5. News companies such as The New York Times, NPR and Guardian have set up APIs to expand distribution and use of their content. What do you think of their efforts – and how might they do more/better?

I’m a big fan of all three, two of whom (NYT and Guardian) are customers. News companies face a challenge on how to monetize content that is syndicated, and are understandably reluctant to provide full-content APIs until they are comfortable that they have found the right business model to do so. NPR has a bit of an advantage there, as a member and community supported nonprofit. But the conversations I’ve had with numerous news organizations – both our customers and our prospects – make me optimistic that they will figure out a model that makes gathering, editing, curating and distributing great news a profitable, sustainable business.
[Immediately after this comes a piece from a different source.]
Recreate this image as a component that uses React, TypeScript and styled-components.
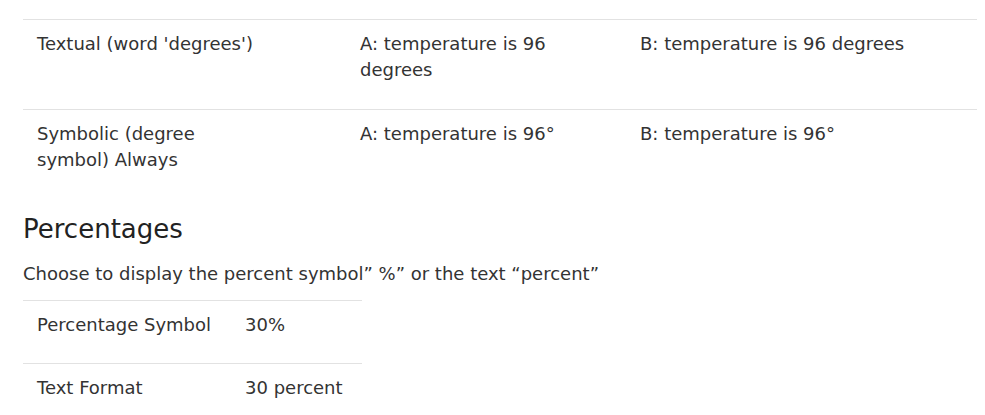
import React from "react";
import styled, { createGlobalStyle } from "styled-components";

const Global = createGlobalStyle`
  html, body { margin: 0; padding: 0; background: #fff; }
  body { font-family: "DejaVu Sans", Verdana, sans-serif; color: #333; }
`;

const Page = styled.div`
  padding: 19px 8px 0 23px;
  width: 954px;
`;

const Table = styled.div<{ $width: number }>`
  display: flex;
  flex-direction: column;
  width: ${(p) => p.$width}px;
`;

const Row = styled.div<{ $cols: string }>`
  display: grid;
  grid-template-columns: ${(p) => p.$cols};
  border-top: 1px solid #e2e2e2;
`;

const Cell = styled.div<{ $max?: number; $pb: number }>`
  padding: 11px 14px ${(p) => p.$pb}px 14px;
  font-size: 18px;
  line-height: 26px;
  color: #333;
  & > span {
    display: block;
    max-width: ${(p) => (p.$max ? `${p.$max}px` : "none")};
  }
`;

const Heading = styled.h2`
  margin: 13px 0 0 0;
  font-size: 26px;
  font-weight: normal;
  line-height: 34px;
  color: #222;
`;

const Para = styled.p`
  margin: 15px 0 13px 0;
  font-size: 18px;
  line-height: 26px;
  color: #333;
`;

const degreeRows = [
  ["Textual (word 'degrees')", "A: temperature is 96 degrees", "B: temperature is 96 degrees"],
  ["Symbolic (degree symbol) Always", "A: temperature is 96°", "B: temperature is 96°"],
];

const degreeMax = [225, 240, undefined];

const pctRows = [
  ["Percentage Symbol", "30%"],
  ["Text Format", "30 percent"],
];

export default function App() {
  return (
    <>
      <Global />
      <Page>
        <Table $width={954}>
          {degreeRows.map((r, i) => (
            <Row key={i} $cols="323px 280px 1fr">
              {r.map((t, j) => (
                <Cell key={j} $max={degreeMax[j]} $pb={26}>
                  <span>{t}</span>
                </Cell>
              ))}
            </Row>
          ))}
        </Table>
        <Heading>Percentages</Heading>
        <Para>Choose to display the percent symbol” %” or the text “percent”</Para>
        <Table $width={339}>
          {pctRows.map((r, i) => (
            <Row key={i} $cols="208px 1fr">
              {r.map((t, j) => (
                <Cell key={j} $pb={25}>
                  <span>{t}</span>
                </Cell>
              ))}
            </Row>
          ))}
        </Table>
      </Page>
    </>
  );
}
It may look a bit different than it does now, but it’s not going away.

6. Paid news content, iPad: What are your predictions?

I was very optimistic about both based on the demo Chris Anderson of Wired did at TED last week. I haven’t bought a kindle primarily because I enjoy news magazines, photojournalism, and great design (whereas my wife, who is more into books than news, loves her kindle). Chris’s demo of the wired prototype on the iPad made me believe that I may be able to ditch the sack of printed magazines I bring on long flights, and in general go to a smaller, lighter bag for travel. I’ll happily pay for that – it is, absolutely, an improvement on what we have today. Of course the devil is in the details. If I need to pay more for the electronic version of a magazine than I pay for the dead tree version, that might be a problem.

This is different, though, than getting us to pay for the website version of news that we currently get for free. There’s no improvement there. For instance, I’m typing this on an 8 hour flight from Europe to the US. No way that the paywall version of a news site would have any value for me – heck, even if I preload pages, I have to remember to download the “single page” version or I can only read the beginning of a story. Good content, available in a great format that can be enjoyed offline, at a reasonable price will do just fine.